**** AVAILABLE DATA

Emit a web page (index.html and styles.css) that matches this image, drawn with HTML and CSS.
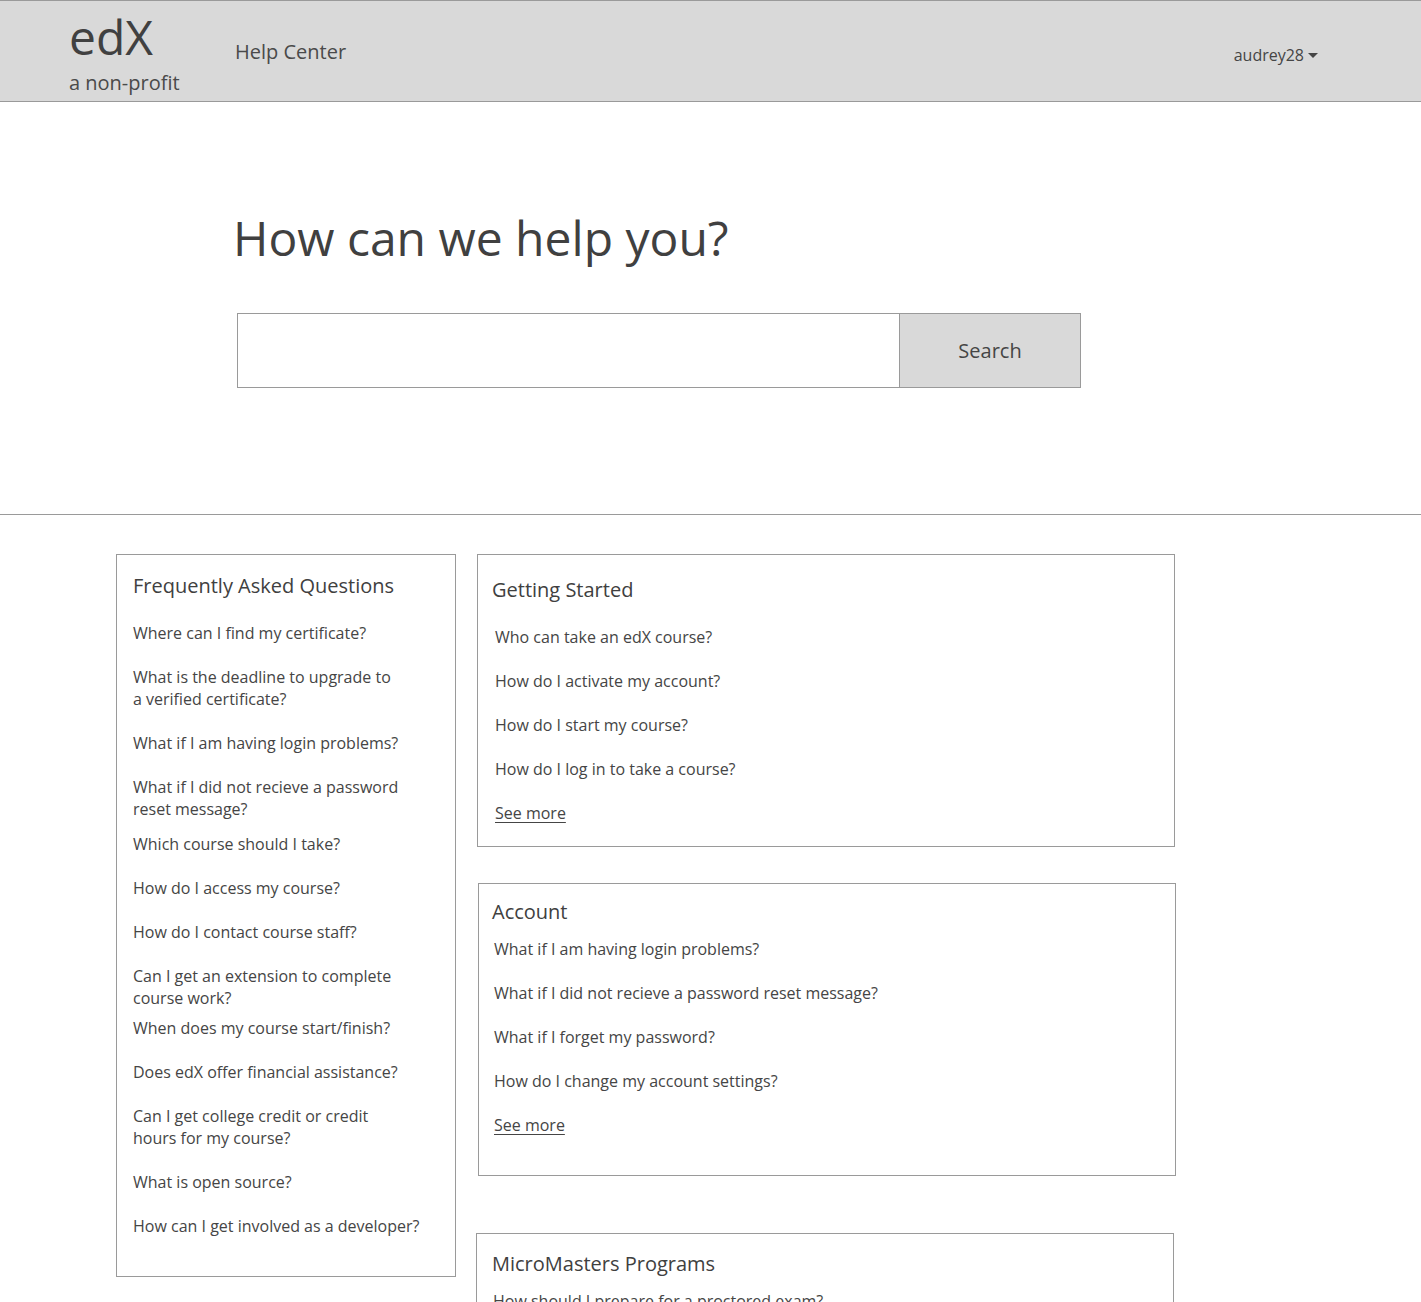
FILE: index.html
```html
<!DOCTYPE html>
<html lang="en">
<head>
<meta charset="utf-8">
<title>edX Help Center</title>
<link rel="stylesheet" href="styles.css">
</head>
<body>
<header class="topbar">
  <div class="brand">
    <div class="brand-name">edX</div>
    <div class="brand-sub">a non-profit</div>
  </div>
  <div class="help-center">Help Center</div>
  <div class="user">audrey28 <span class="caret"></span></div>
</header>

<section class="hero">
  <h1 class="hero-title">How can we help you?</h1>
  <form class="search">
    <input class="search-input" type="text" aria-label="Search">
    <button class="search-btn" type="button">Search</button>
  </form>
</section>

<main class="content">
  <aside class="card faq">
    <h2 class="card-title faq-title">Frequently Asked Questions</h2>
    <ul class="faq-list">
      <li class="faq-item">Where can I find my certificate?</li>
      <li class="faq-item">What is the deadline to upgrade to<br>a verified certificate?</li>
      <li class="faq-item">What if I am having login problems?</li>
      <li class="faq-item tight">What if I did not recieve a password<br>reset message?</li>
      <li class="faq-item">Which course should I take?</li>
      <li class="faq-item">How do I access my course?</li>
      <li class="faq-item">How do I contact course staff?</li>
      <li class="faq-item tighter">Can I get an extension to complete<br>course work?</li>
      <li class="faq-item">When does my course start/finish?</li>
      <li class="faq-item">Does edX offer financial assistance?</li>
      <li class="faq-item">Can I get college credit or credit<br>hours for my course?</li>
      <li class="faq-item">What is open source?</li>
      <li class="faq-item last">How can I get involved as a developer?</li>
    </ul>
  </aside>

  <div class="topics">
    <section class="card topic topic-start">
      <h2 class="card-title">Getting Started</h2>
      <ul class="topic-list">
        <li>Who can take an edX course?</li>
        <li>How do I activate my account?</li>
        <li>How do I start my course?</li>
        <li>How do I log in to take a course?</li>
        <li><a class="see-more" href="#">See more</a></li>
      </ul>
    </section>

    <section class="card topic topic-account">
      <h2 class="card-title">Account</h2>
      <ul class="topic-list">
        <li>What if I am having login problems?</li>
        <li>What if I did not recieve a password reset message?</li>
        <li>What if I forget my password?</li>
        <li>How do I change my account settings?</li>
        <li><a class="see-more" href="#">See more</a></li>
      </ul>
    </section>

    <section class="card topic topic-mm">
      <h2 class="card-title">MicroMasters Programs</h2>
      <ul class="topic-list">
        <li>How should I prepare for a proctored exam?</li>
        <li>What is a MicroMasters program?</li>
        <li>How do I enroll in a MicroMasters program?</li>
      </ul>
    </section>
  </div>
</main>
</body>
</html>
```

FILE: styles.css
```css
* { box-sizing: border-box; }

html, body {
  margin: 0;
  padding: 0;
  background: #fff;
}

body {
  font-family: "Open Sans", "Noto Sans", sans-serif;
  color: #454545;
}

/* Header */
.topbar {
  display: flex;
  align-items: flex-start;
  height: 102px;
  background: #d9d9d9;
  border-top: 1px solid #9a9a9a;
  border-bottom: 1px solid #9a9a9a;
  padding-left: 69px;
}

.brand {
  width: 166px;
  padding-top: 7px;
}

.brand-name {
  font-size: 48px;
  line-height: 58px;
  font-weight: 400;
  color: #404040;
}

.brand-sub {
  margin-top: 4px;
  font-size: 20px;
  line-height: 26px;
  color: #4a4a4a;
}

.help-center {
  font-size: 20px;
  line-height: 28px;
  margin-top: 37px;
  color: #4a4a4a;
}

.user {
  margin-left: auto;
  margin-right: 103px;
  margin-top: 43px;
  font-size: 16px;
  line-height: 22px;
  color: #454545;
  display: flex;
  align-items: center;
}

.caret {
  display: inline-block;
  width: 0;
  height: 0;
  margin-left: 4px;
  border-left: 5px solid transparent;
  border-right: 5px solid transparent;
  border-top: 5px solid #454545;
}

/* Hero */
.hero {
  padding: 105px 0 0 233px;
  height: 413px;
  border-bottom: 1px solid #9a9a9a;
}

.hero-title {
  margin: 0;
  font-size: 48px;
  line-height: 62px;
  font-weight: 400;
  color: #404040;
}

.search {
  display: flex;
  margin: 44px 0 0 4px;
  width: 844px;
  height: 75px;
}

.search-input {
  flex: 1;
  height: 75px;
  border: 1px solid #9a9a9a;
  border-right: none;
  margin: 0;
  padding: 0 12px;
  font: inherit;
  outline: none;
}

.search-btn {
  width: 182px;
  height: 75px;
  margin: 0;
  background: #d9d9d9;
  border: 1px solid #9a9a9a;
  font-family: "Open Sans", "Noto Sans", sans-serif;
  font-size: 20px;
  color: #454545;
  cursor: pointer;
}

/* Content */
.content {
  display: flex;
  align-items: flex-start;
  gap: 21px;
  padding: 39px 0 0 116px;
}

.card {
  border: 1px solid #9a9a9a;
  background: #fff;
}

.card-title {
  margin: 0;
  font-size: 20px;
  line-height: 28px;
  font-weight: 400;
  color: #404040;
}

ul {
  list-style: none;
  margin: 0;
  padding: 0;
}

.faq {
  width: 340px;
  height: 723px;
  padding: 17px 16px 0;
}

.faq-list {
  margin-top: 22px;
}

.faq-item {
  font-size: 16px;
  line-height: 22px;
  margin-bottom: 22px;
}

.faq-item.tight { margin-bottom: 13px; }
.faq-item.tighter { margin-bottom: 8px; }
.faq-item.last { margin-bottom: 0; }

.topics {
  display: flex;
  flex-direction: column;
  width: 699px;
}

.topic {
  width: 698px;
}

.topic-list li {
  font-size: 16px;
  line-height: 22px;
  margin-bottom: 22px;
}

.topic-list li:last-child { margin-bottom: 0; }

.topic-start {
  height: 293px;
  padding: 21px 14px 0 14px;
}

.topic-start .topic-list {
  margin-top: 22px;
  padding-left: 3px;
}

.topic-account {
  margin-top: 36px;
  margin-left: 1px;
  height: 293px;
  padding: 14px 14px 0 13px;
}

.topic-account .topic-list {
  margin-top: 12px;
  padding-left: 2px;
}

.topic-mm {
  margin-top: 57px;
  margin-left: -1px;
  padding: 16px 14px 30px 15px;
}

.topic-mm .topic-list {
  margin-top: 12px;
  padding-left: 1px;
}

.see-more {
  color: #454545;
  text-decoration: underline;
  text-underline-offset: 3px;
}
```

********

§ PROBLEM
Set the pictures aside and transcribe the data above exactly.

§ TASK OUTPUT
Emit a web page (index.html and styles.css) that matches this image, drawn with HTML and CSS.
FILE: index.html
```html
<!DOCTYPE html>
<html lang="en">
<head>
<meta charset="utf-8">
<title>edX Help Center</title>
<link rel="stylesheet" href="styles.css">
</head>
<body>
<header class="topbar">
  <div class="brand">
    <div class="brand-name">edX</div>
    <div class="brand-sub">a non-profit</div>
  </div>
  <div class="help-center">Help Center</div>
  <div class="user">audrey28 <span class="caret"></span></div>
</header>

<section class="hero">
  <h1 class="hero-title">How can we help you?</h1>
  <form class="search">
    <input class="search-input" type="text" aria-label="Search">
    <button class="search-btn" type="button">Search</button>
  </form>
</section>

<main class="content">
  <aside class="card faq">
    <h2 class="card-title faq-title">Frequently Asked Questions</h2>
    <ul class="faq-list">
      <li class="faq-item">Where can I find my certificate?</li>
      <li class="faq-item">What is the deadline to upgrade to<br>a verified certificate?</li>
      <li class="faq-item">What if I am having login problems?</li>
      <li class="faq-item tight">What if I did not recieve a password<br>reset message?</li>
      <li class="faq-item">Which course should I take?</li>
      <li class="faq-item">How do I access my course?</li>
      <li class="faq-item">How do I contact course staff?</li>
      <li class="faq-item tighter">Can I get an extension to complete<br>course work?</li>
      <li class="faq-item">When does my course start/finish?</li>
      <li class="faq-item">Does edX offer financial assistance?</li>
      <li class="faq-item">Can I get college credit or credit<br>hours for my course?</li>
      <li class="faq-item">What is open source?</li>
      <li class="faq-item last">How can I get involved as a developer?</li>
    </ul>
  </aside>

  <div class="topics">
    <section class="card topic topic-start">
      <h2 class="card-title">Getting Started</h2>
      <ul class="topic-list">
        <li>Who can take an edX course?</li>
        <li>How do I activate my account?</li>
        <li>How do I start my course?</li>
        <li>How do I log in to take a course?</li>
        <li><a class="see-more" href="#">See more</a></li>
      </ul>
    </section>

    <section class="card topic topic-account">
      <h2 class="card-title">Account</h2>
      <ul class="topic-list">
        <li>What if I am having login problems?</li>
        <li>What if I did not recieve a password reset message?</li>
        <li>What if I forget my password?</li>
        <li>How do I change my account settings?</li>
        <li><a class="see-more" href="#">See more</a></li>
      </ul>
    </section>

    <section class="card topic topic-mm">
      <h2 class="card-title">MicroMasters Programs</h2>
      <ul class="topic-list">
        <li>How should I prepare for a proctored exam?</li>
        <li>What is a MicroMasters program?</li>
        <li>How do I enroll in a MicroMasters program?</li>
      </ul>
    </section>
  </div>
</main>
</body>
</html>
```

FILE: styles.css
```css
* { box-sizing: border-box; }

html, body {
  margin: 0;
  padding: 0;
  background: #fff;
}

body {
  font-family: "Open Sans", "Noto Sans", sans-serif;
  color: #454545;
}

/* Header */
.topbar {
  display: flex;
  align-items: flex-start;
  height: 102px;
  background: #d9d9d9;
  border-top: 1px solid #9a9a9a;
  border-bottom: 1px solid #9a9a9a;
  padding-left: 69px;
}

.brand {
  width: 166px;
  padding-top: 7px;
}

.brand-name {
  font-size: 48px;
  line-height: 58px;
  font-weight: 400;
  color: #404040;
}

.brand-sub {
  margin-top: 4px;
  font-size: 20px;
  line-height: 26px;
  color: #4a4a4a;
}

.help-center {
  font-size: 20px;
  line-height: 28px;
  margin-top: 37px;
  color: #4a4a4a;
}

.user {
  margin-left: auto;
  margin-right: 103px;
  margin-top: 43px;
  font-size: 16px;
  line-height: 22px;
  color: #454545;
  display: flex;
  align-items: center;
}

.caret {
  display: inline-block;
  width: 0;
  height: 0;
  margin-left: 4px;
  border-left: 5px solid transparent;
  border-right: 5px solid transparent;
  border-top: 5px solid #454545;
}

/* Hero */
.hero {
  padding: 105px 0 0 233px;
  height: 413px;
  border-bottom: 1px solid #9a9a9a;
}

.hero-title {
  margin: 0;
  font-size: 48px;
  line-height: 62px;
  font-weight: 400;
  color: #404040;
}

.search {
  display: flex;
  margin: 44px 0 0 4px;
  width: 844px;
  height: 75px;
}

.search-input {
  flex: 1;
  height: 75px;
  border: 1px solid #9a9a9a;
  border-right: none;
  margin: 0;
  padding: 0 12px;
  font: inherit;
  outline: none;
}

.search-btn {
  width: 182px;
  height: 75px;
  margin: 0;
  background: #d9d9d9;
  border: 1px solid #9a9a9a;
  font-family: "Open Sans", "Noto Sans", sans-serif;
  font-size: 20px;
  color: #454545;
  cursor: pointer;
}

/* Content */
.content {
  display: flex;
  align-items: flex-start;
  gap: 21px;
  padding: 39px 0 0 116px;
}

.card {
  border: 1px solid #9a9a9a;
  background: #fff;
}

.card-title {
  margin: 0;
  font-size: 20px;
  line-height: 28px;
  font-weight: 400;
  color: #404040;
}

ul {
  list-style: none;
  margin: 0;
  padding: 0;
}

.faq {
  width: 340px;
  height: 723px;
  padding: 17px 16px 0;
}

.faq-list {
  margin-top: 22px;
}

.faq-item {
  font-size: 16px;
  line-height: 22px;
  margin-bottom: 22px;
}

.faq-item.tight { margin-bottom: 13px; }
.faq-item.tighter { margin-bottom: 8px; }
.faq-item.last { margin-bottom: 0; }

.topics {
  display: flex;
  flex-direction: column;
  width: 699px;
}

.topic {
  width: 698px;
}

.topic-list li {
  font-size: 16px;
  line-height: 22px;
  margin-bottom: 22px;
}

.topic-list li:last-child { margin-bottom: 0; }

.topic-start {
  height: 293px;
  padding: 21px 14px 0 14px;
}

.topic-start .topic-list {
  margin-top: 22px;
  padding-left: 3px;
}

.topic-account {
  margin-top: 36px;
  margin-left: 1px;
  height: 293px;
  padding: 14px 14px 0 13px;
}

.topic-account .topic-list {
  margin-top: 12px;
  padding-left: 2px;
}

.topic-mm {
  margin-top: 57px;
  margin-left: -1px;
  padding: 16px 14px 30px 15px;
}

.topic-mm .topic-list {
  margin-top: 12px;
  padding-left: 1px;
}

.see-more {
  color: #454545;
  text-decoration: underline;
  text-underline-offset: 3px;
}
```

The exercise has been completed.